Recently, published methods for SAR image despeckling have used convolutional neural networks [
32,
33,
34,
35,
36]. The authors of [
32] proposed a residual network known as SAR-DRDNet, which consists of non-local and detail recovery parts and uses the global information of the SAR image and multiscale contextual information of the pixels. A wavelet-based thresholding method known as MSPB [
33] uses the pixel neighborhood and a bilateral filter for noise suppression, together with an intelligent Bayesian thresholding rule. SAR-DDPM [
34] is a denoising diffusion probabilistic model with a Markov chain. The despeckled image is obtained through a reverse process that predicts the added noise iteratively using a noise predictor conditioned on the speckled image. The authors of [
35] employed an overcomplete CNN architecture to focus on learning low-level features by restricting the receptive field. The proposed network consists of an overcomplete branch that focuses on the local structures and an undercomplete branch that focuses on the global structures. Transformer-based SAR image despeckling [
36] comprises a Transformer-based encoder, which allows the network to learn global dependencies between different image regions, aiding in better despeckling. The network is trained end-to-end with synthetically generated speckled images using a composite loss function. The SAR-CAM method [
37] improves the performance of the encoder–decoder CNN architecture by using various attention modules to capture multiscale information.
A self-calibrated dilated convolutional neural network for SAR image despeckling called SARSCDCNN was proposed in [
38], which consists of several self-calibrated blocks.
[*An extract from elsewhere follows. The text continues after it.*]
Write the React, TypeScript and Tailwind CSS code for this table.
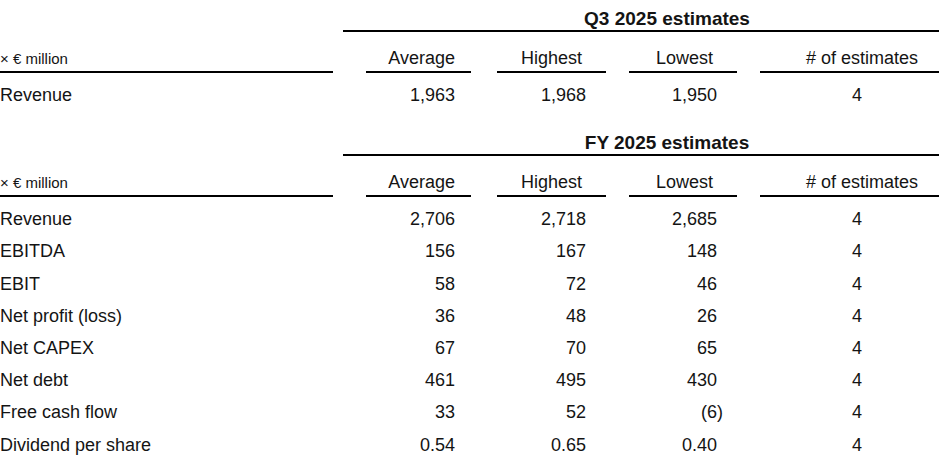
const cols = [
  { key: 'avg', head: 'Average', cell: 'ml-[33px] w-[105px]', headPad: 'pr-[16px]', valPad: 'pr-[16px]' },
  { key: 'high', head: 'Highest', cell: 'ml-[26px] w-[109px]', headPad: 'pr-[24px]', valPad: 'pr-[20px]' },
  { key: 'low', head: 'Lowest', cell: 'ml-[23px] w-[108px]', headPad: 'pr-[24px]', valPad: 'pr-[20px]' },
  { key: 'num', head: '# of estimates', cell: 'ml-[23px] w-[179px]', headPad: 'pr-[21px]', valPad: 'pr-[77px]' },
];

type Row = { label: string; values: string[] };

const q3Rows: Row[] = [{ label: 'Revenue', values: ['1,963', '1,968', '1,950', '4'] }];

const fyRows: Row[] = [
  { label: 'Revenue', values: ['2,706', '2,718', '2,685', '4'] },
  { label: 'EBITDA', values: ['156', '167', '148', '4'] },
  { label: 'EBIT', values: ['58', '72', '46', '4'] },
  { label: 'Net profit (loss)', values: ['36', '48', '26', '4'] },
  { label: 'Net CAPEX', values: ['67', '70', '65', '4'] },
  { label: 'Net debt', values: ['461', '495', '430', '4'] },
  { label: 'Free cash flow', values: ['33', '52', '(6)', '4'] },
  { label: 'Dividend per share', values: ['0.54', '0.65', '0.40', '4'] },
];

function Value({ v }: { v: string }) {
  // negative figures in brackets: let the closing bracket hang past the digits
  if (v.startsWith('(')) return <span className="-mr-[6px]">{v}</span>;
  return <span>{v}</span>;
}

function Section({ title, rows, top }: { title: string; rows: Row[]; top: string }) {
  return (
    <div>
      {/* Title over the estimate columns */}
      <div className="flex">
        <div className="w-[343px] shrink-0" />
        <div className={`flex-1 border-b-2 border-black ${top} pl-[52px] text-center text-[19px] font-bold leading-[22px]`}>
          {title}
        </div>
      </div>

      {/* Column headers */}
      <div className="flex pt-[15px]">
        <div className="w-[333px] shrink-0 border-b-2 border-black pb-px pt-px text-[15px] leading-[22px]">
          × € million
        </div>
        {cols.map((c) => (
          <div key={c.key} className={`${c.cell} shrink-0 border-b-2 border-black pb-px text-right leading-[22px] ${c.headPad}`}>
            {c.head}
          </div>
        ))}
      </div>

      {/* Data rows */}
      <div className="pt-[6px]">
        {rows.map((r) => (
          <div key={r.label} className="flex h-[32.2px] items-center leading-[32px]">
            <div className="w-[333px] shrink-0">{r.label}</div>
            {cols.map((c, i) => (
              <div key={c.key} className={`${c.cell} shrink-0 text-right ${c.valPad}`}>
                <Value v={r.values[i]} />
              </div>
            ))}
          </div>
        ))}
      </div>
    </div>
  );
}

export default function App() {
  return (
    <div className="h-[464px] w-[939px] overflow-hidden bg-white text-[18px] text-[#141414] font-['Liberation_Sans',Arial,sans-serif]">
      <Section title="Q3 2025 estimates" rows={q3Rows} top="pt-[8px]" />
      <Section title="FY 2025 estimates" rows={fyRows} top="pt-[21px]" />
    </div>
  );
}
The features are extracted within two branches, representing the contextual features within the original space and the features within the long-range space. A down-up sampling operation and convolutions with hybrid dilated rates are used. Multi-temporal features and a similarity estimation approach to despeckling were proposed in [
39]. A single-image-capable despeckling method using similarity-based block-matching and a noise-referenced encoder–decoder convolutional neural network exploits similarity-based block-matching within one noisy SAR image. The method uses a Siamese network to share parameters between two branches.
Traditional CNNs try to increase the receptive field size as the network goes deeper, thus extracting global features. However, the speckle is relatively small, and increasing the receptive field does not help extract speckle features. The goal of newly developed methods is to incorporate newly designed features into deep convolutional networks, such as spatial attention mechanisms and transformers.
This paper presents two different approaches to the modeling of SAR data statistics, both using a CNN. The first method uses residual learning with additive noise, similar to [
14]. The adaptation of optical imaging processing to SAR image processing is achieved by handling multiplicative speckle noise and using a dual or Siamese CNN. Each sub-network consists of a structure and loss function, which ensures that each sub-network is the most similar to the corresponding clean SAR image. The minimal configuration of each sub-network assures minimal training time using the proposed training database. The second method uses an encoder–decoder structure, similar to the U-Net structure, and adds a multi-resolution attention mechanism for advanced speckle modeling. The attention mechanism consists of several additional sub-networks: a Dilated Residual Network (DRN), an Attention Supervision Network (ASN), and a hlMulti-resolution Attention Mechanism (MAM). The experimental results of the proposed methods show very good results in speckle estimation and provide visual results similar to those of the SARBM3D method for synthetic and real data. In addition, the proposed methods provide better results compared to the SAR-CAM and overcomplete neural network methods in objective and subjective measurements.
5. Discussion
In this paper, we propose two methods based on a CNN to improve the overall performance of existing methods. The proposed methods differ in their network structures. The first one exploits a Siamese structure with a DRN network. This method introduces a minor novelty over existing approaches because it “just” combines two existing methods. The second proposed method uses recent trends in object detection and combines a U-shaped network with a multi-resolution attention mechanism. The methods were compared with the overcomplete CNN and SAR-CAM methods. The SAR-CAM method uses some of the components within the proposed network’s structure. We chose synthetic and real SAR images to compare the despeckling efficiency of five methods. The results obtained from the synthetically generated images showed that the OCNN and SAR-CAM methods can estimate speckle noise, but they are not capable of preserving high SAR dynamics such as point scatterers, edges, and changes of contrast. They could not preserve textural features. The reason for the very bad efficiency of the OCNN and SAR-CAM methods is that the authors of these methods converted SAR images into 8-bpp images and decreased the SAR image dynamics. Therefore, the methods do not have any practical value, except for competing in PSNR with existing methods. Considering the examples using synthetically generated images, we can conclude that the homogeneous areas were over-smoothed and some bias in the SAR image’s mean value was introduced by the OCNN and SAR-CAM methods. This may be a consequence of the fact that we did not scale the presented images to an 8-bit dynamic. The SARBM3D, SNN, and ABCNN methods achieved very similar results in the objective and subjective measurements, as reported in
Table 1,
Table 2,
Table 3,
Table 4,
Table 5,
Table 6 and
Table 7. The methods achieved different despeckling efficiencies due to their different network structures. Also important is the training of the network so that it includes diverse SAR features.
When used to despeckle the real SAR image, the proposed methods achieved results that were comparable to those of the SARBM3D method, more successfully modeled homogeneous areas and estimated speckle noise in homogeneous areas, and effectively preserved textural features. The OCNN and SAR-CAM methods over-smoothed the real SAR image, destroying the point features and textural features, as shown in the Experimental Results section.
Further work could include recent advances in SAR image processing, where the attention mechanism can have different structures and can be exploited by transformer-based structures. Recent advances have shown that the standard approaches to adaptive mean weighting and nonlocal means can be combined successfully with CNN-based methods. To achieve improvements in efficiency, it is important to find a mechanism that is able to assign higher importance to the strong features and restrain the non-important ones.